2016年1月27日水曜日

皮膚疾患マメ講座 第8回 アトピー性皮膚炎とプロアクティブ療法

このコーナーは皮膚病診療について独自の視点で解説します。

 プロアクティブと聞くとテレビで通信販売しているニキビ治療薬を想像しますが今回の話に出てくるプロアクティブとは別物です。アトピー性皮膚炎に関係した話です。

アトピー性皮膚炎は慢性の湿疹が生じ,いったん治っても種々の要因によってかゆい湿疹が再発してきます。かといって治療薬であるステロイド外用剤には一定の副作用の恐れがあり,漫然と長期に使用することはためらわれます。

最近アトピー性皮膚炎の再発再燃を抑える治療法で単純だけど画期的な方法が開発されました。それがプロアクティブ療法です。

今まではステロイド推進派の赤木でさえ,アトピー性皮膚炎の患者様に「湿疹にはステロイド外用剤を使用すべきですが,湿疹が治ったら副作用の心配を避けるためステロイド外用はやめましょう。」と説明していました。しかし湿疹が治りすぐステロイド外用をやめてしまうと短期間で再発してしまうことがよくあります。せっかく外用剤を塗布して治しても,また出てきたらがっかりしますよね。何かいい方法はないかなと思っていたところにプロアクティブ療法です。

プロアクティブ療法とは見た目がきれいになってもステロイド外用剤の使用を中断せずもうしばらくの間使い続けるというもので再燃を防ぐ効果があります。

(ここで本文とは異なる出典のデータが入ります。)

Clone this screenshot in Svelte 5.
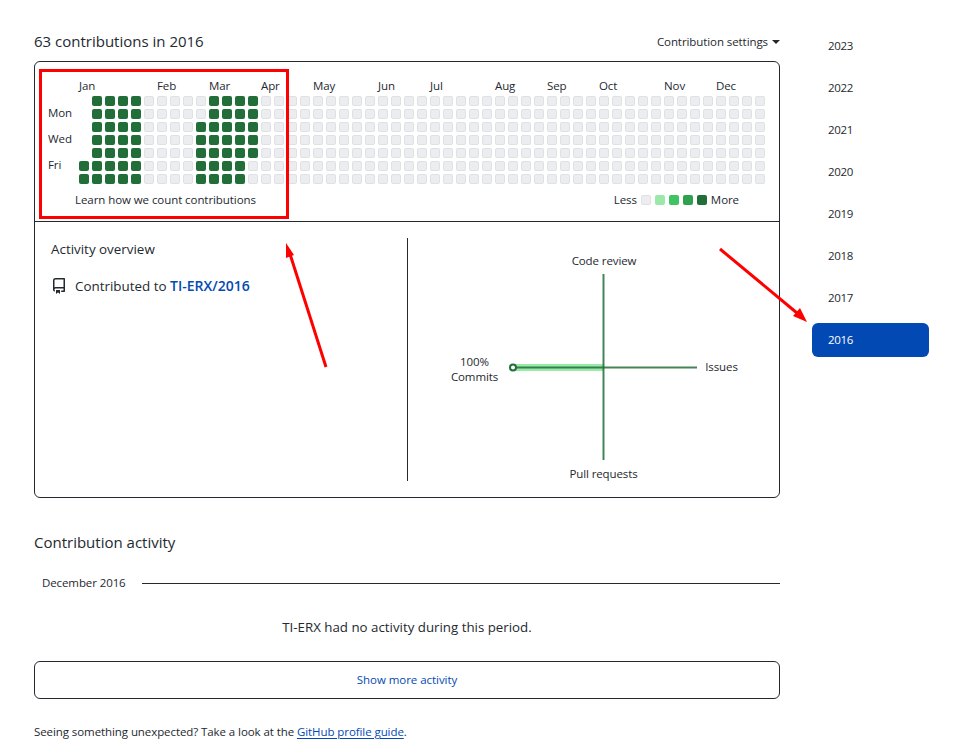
<script>
  const months = [['Jan',1],['Feb',7],['Mar',11],['Apr',15],['May',19],['Jun',24],['Jul',28],['Aug',33],['Sep',37],['Oct',41],['Nov',46],['Dec',50]];
  const years = [2023,2022,2021,2020,2019,2018,2017,2016];
  function green(c, r) {
    if (c >= 1 && c <= 4) return true;
    if (c === 0) return r >= 5;
    if (c === 9) return r >= 2;
    if (c >= 10 && c <= 12) return true;
    if (c === 13) return r <= 4;
    return false;
  }
  const cells = [];
  for (let c = 0; c < 53; c++) {
    for (let r = 0; r < 7; r++) {
      if (c === 0 && r < 5) { cells.push('none'); continue; }
      cells.push(green(c, r) ? 'on' : 'off');
    }
  }
</script>

<div class="page">
  <main class="main">
    <header class="head">
      <h2 class="title">63 contributions in 2016</h2>
      <span class="settings">Contribution settings<i class="caret"></i></span>
    </header>

    <section class="card">
      <div class="cal">
        <div class="months">
          {#each months as m}
            <span class="month" style="grid-column: {m[1]}">{m[0]}</span>
          {/each}
        </div>
        <div class="calbody">
          <div class="days">
            <span></span><span>Mon</span><span></span><span>Wed</span><span></span><span>Fri</span><span></span>
          </div>
          <div class="grid">
            {#each cells as c}
              <span class="cell {c}"></span>
            {/each}
          </div>
        </div>
        <div class="calfoot">
          <span>Learn how we count contributions</span>
          <div class="legend">
            <span class="less">Less</span>
            <span class="cell off"></span>
            <span class="cell l1"></span>
            <span class="cell l2"></span>
            <span class="cell l3"></span>
            <span class="cell on"></span>
            <span class="more">More</span>
          </div>
        </div>
      </div>

      <div class="overview">
        <div class="left">
          <h3 class="ovtitle">Activity overview</h3>
          <div class="contrib">
            <svg class="repo" viewBox="0 0 16 16" width="16" height="16" aria-hidden="true">
              <path fill="#24292f" d="M2 2.500A2.500 2.500 0 0 1 4.500 0h8.750a.75.75 0 0 1 .75.75v12.500a.75.75 0 0 1-.75.75h-2.500a.75.75 0 0 1 0-1.500h1.750v-2h-8a1 1 0 0 0-.714 1.700.75.75 0 1 1-1.072 1.050A2.495 2.495 0 0 1 2 11.500Zm10.500-1h-8a1 1 0 0 0-1 1v6.708A2.486 2.486 0 0 1 4.500 9h8ZM5 12.250a.25.25 0 0 1 .25-.25h3.500a.25.25 0 0 1 .25.25v3.250a.25.25 0 0 1-.4.2l-1.450-1.087a.249.249 0 0 0-.3 0L5.400 15.700a.25.25 0 0 1-.4-.2Z"/>
            </svg>
            <span>Contributed to <a class="repolink" href="#top">TI-ERX/2016</a></span>
          </div>
        </div>
        <div class="right">
          <svg class="radar" viewBox="0 0 371 243" width="371" height="243" aria-hidden="true">
            <rect x="104" y="126" width="92" height="7" fill="#9be9a8"/>
            <line x1="195.500" y1="36" x2="195.500" y2="222" stroke="#216e39" stroke-opacity=".85" stroke-width="2"/>
            <line x1="105" y1="129.500" x2="289" y2="129.500" stroke="#216e39" stroke-opacity=".85" stroke-width="2"/>
            <circle cx="105" cy="129.500" r="3" fill="#fff" stroke="#216e39" stroke-width="2"/>
          </svg>
          <span class="axis code">Code review</span>
          <span class="axis commits">100%<br>Commits</span>
          <span class="axis issues">Issues</span>
          <span class="axis pulls">Pull requests</span>
        </div>
      </div>
    </section>

    <h2 class="activity">Contribution activity</h2>
    <div class="period">
      <span>December 2016</span>
      <i class="rule"></i>
    </div>
    <p class="none">TI-ERX had no activity during this period.</p>
    <div class="more-btn"><span class="more-label">Show more activity</span></div>
    <p class="foot">Seeing something unexpected? Take a look at the <a class="guide" href="#top">GitHub profile guide</a>.</p>
  </main>

  <nav class="years">
    {#each years as y}
      <span class="year" class:active={y === 2016}>{y}</span>
    {/each}
  </nav>

  <svg class="marks" width="973" height="752" viewBox="0 0 973 752" aria-hidden="true">
    <rect x="40.500" y="70.500" width="247" height="147" fill="none" stroke="#f00" stroke-width="3"/>
    <line x1="326" y1="367" x2="290" y2="254" stroke="#f00" stroke-width="3"/>
    <polygon points="286,243 286,258 294,255" fill="#f00"/>
    <line x1="720" y1="249" x2="797" y2="313" stroke="#f00" stroke-width="3"/>
    <polygon points="807,322 793,316 800,308" fill="#f00"/>
  </svg>
</div>

<style>
  :global(body) { margin: 0; background: #fff; }
  .page {
    position: relative;
    display: flex;
    align-items: flex-start;
    gap: 32px;
    width: 973px;
    height: 752px;
    overflow: hidden;
    padding-left: 34px;
    box-sizing: border-box;
    font-family: "Open Sans", "Noto Sans", sans-serif;
    font-size: 12px;
    color: #24292f;
  }
  .main { width: 746px; flex: none; }
  .head {
    display: flex;
    justify-content: space-between;
    align-items: center;
    height: 61px;
    padding-top: 31px;
    padding-bottom: 9px;
    box-sizing: border-box;
  }
  .title, .activity {
    margin: 0;
    font-size: 15px;
    font-weight: 400;
    line-height: 21px;
  }
  .settings { font-size: 11.500px; letter-spacing: -0.08px; display: flex; align-items: center; }
  .caret {
    width: 0; height: 0;
    margin-left: 4px;
    border: 4px solid transparent;
    border-top-color: #24292f;
    border-bottom-width: 0;
  }
  .card {
    border: 1px solid #24292f;
    border-radius: 6px;
    height: 437px;
    box-sizing: border-box;
  }
  .cal {
    height: 160px;
    box-sizing: border-box;
    border-bottom: 1px solid #24292f;
    padding: 15px 14px 0 13px;
  }
  .months {
    display: grid;
    grid-template-columns: repeat(53, 10px);
    column-gap: 3px;
    margin-left: 31px;
    height: 19px;
    line-height: 17px;
    font-size: 11.500px;
    letter-spacing: -0.1px;
  }
  .month { grid-row: 1; white-space: nowrap; }
  .calbody { display: flex; }
  .days {
    width: 31px;
    flex: none;
    display: grid;
    grid-template-rows: repeat(7, 10px);
    row-gap: 3px;
    font-size: 11.500px;
    letter-spacing: -0.1px;
    line-height: 8px;
  }
  .grid {
    display: grid;
    grid-template-rows: repeat(7, 10px);
    grid-auto-flow: column;
    grid-auto-columns: 10px;
    gap: 3px;
  }
  .cell {
    display: block;
    width: 10px;
    height: 10px;
    box-sizing: border-box;
    border-radius: 2px;
  }
  .cell.none { visibility: hidden; }
  .cell.off { background: #ebedf0; outline: 1px solid rgba(27,31,35,.06); outline-offset: -1px; }
  .cell.on { background: #216e39; }
  .cell.l1 { background: #9be9a8; }
  .cell.l2 { background: #40c463; }
  .cell.l3 { background: #30a14e; }
  .calfoot {
    display: flex;
    justify-content: space-between;
    align-items: center;
    padding: 7px 26px 0 27px;
    font-size: 11.500px;
    letter-spacing: -0.07px;
    line-height: 16px;
  }
  .legend { display: flex; align-items: center; gap: 4px; margin-top: 1px; }
  .overview { display: flex; height: 275px; padding-top: 16px; box-sizing: border-box; }
  .left { width: 373px; flex: none; height: 243px; padding-left: 16px; box-sizing: border-box; border-right: 1px solid #24292f; }
  .ovtitle { margin: 1px 0 0; font-size: 13.400px; font-weight: 400; line-height: 20px; }
  .contrib { display: flex; align-items: center; gap: 8px; margin-top: 17px; font-size: 13.400px; line-height: 20px; }
  .repo { flex: none; }
  .repolink { color: #0349b4; font-weight: 600; font-size: 14px; text-decoration: none; }
  .right { position: relative; width: 371px; height: 243px; }
  .radar { display: block; }
  .axis { position: absolute; font-size: 11.500px; letter-spacing: -0.1px; line-height: 15px; white-space: nowrap; transform: translateX(-50%); text-align: center; }
  .code { left: 196px; top: 15px; }
  .commits { left: 66.500px; top: 116px; }
  .issues { left: 313.500px; top: 121px; }
  .pulls { left: 195.500px; top: 228px; }
  .activity { margin-top: 34px; }
  .period { display: flex; align-items: center; gap: 16px; margin-top: 22px; padding-left: 8px; font-size: 11.500px; letter-spacing: -0.1px; line-height: 16px; }
  .rule { flex: 1; height: 1px; background: #24292f; }
  .none { margin: 26px 0 0; text-align: center; font-size: 13.300px; line-height: 20px; }
  .more-btn {
    margin-top: 24px;
    height: 38px;
    box-sizing: border-box;
    border: 1px solid #24292f;
    border-radius: 6px;
    display: flex;
    align-items: center;
    justify-content: center;
    padding-bottom: 2px;
    color: #0349b4;
    font-size: 11.500px;
    letter-spacing: -0.05px;
  }
  .foot { margin: 25px 0 0; font-size: 11.500px; letter-spacing: -0.08px; line-height: 16px; }
  .guide { color: #0349b4; text-decoration: underline; text-underline-offset: 2px; }
  .years { width: 117px; flex: none; display: flex; flex-direction: column; gap: 8px; padding-top: 29px; }
  .year {
    height: 34px;
    line-height: 34px;
    padding-left: 16px;
    border-radius: 6px;
    font-size: 11.500px;
    letter-spacing: -0.3px;
  }
  .year.active { background: #0349b4; color: #fff; }
  .marks { position: absolute; left: 0; top: 0; pointer-events: none; }
</style>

どうですか。すごく単純なことだけど充分有り得る話だと考えます。今回の話は大阪府立呼吸器・アレルギー医療センター皮膚科部長の片岡葉子先生にうかがったものです。片岡先生によるとアトピー性皮膚炎の病勢がある時にはTARC(ターク)という物質が皮膚や血中に現れるのですが,治ったばかりの皮膚は見た目がきれいでもTARCがまだ残存し湿疹のかけらが残っているそうです。この時点でステロイド外用を中断すると湿疹が再燃してきます。逆にプロアクティブ療法に従い一定期間ステロイド外用を続けると残存したTARCも消えて本当の意味で治すことができます。

他の話で例えると,キャンプの時たき火をしっかり消火していないとその残り火が再燃し,ひどい時には山火事になることでしょうか。

ここでもうすこし具体的なスケジュールを書いておきます。

1)            寛快導入期(約2か月):ステロイド外用剤を丹念に塗布して湿疹を治す。

2)            維持期(14週間):湿疹が軽快してもステロイド外用剤を連日塗布。

3)            漸減期:保湿剤等を併用しつつ,湿疹がなくても週に12回はステロイド外用剤を塗布することはOK

 1の寛快導入は一般的な治療期間のことです。2の維持期が今回の最も注目すべき部分で,いったん湿疹が治ってももうしばらく同じ外用を続けることが大事だということです。さらに3の漸減期も画期的なことと考えられ,調子が良くても週に12回はステロイド外用剤を塗布して予防に努めてもいいということです。

 まとめますと,アトピーの人でいったん治ってもすぐ再発しやすい人は湿疹が治ってもしばらく外用を続けることが大事で,もっともっと治っても再発予防のために週に12回ステロイド外用してもいいということです。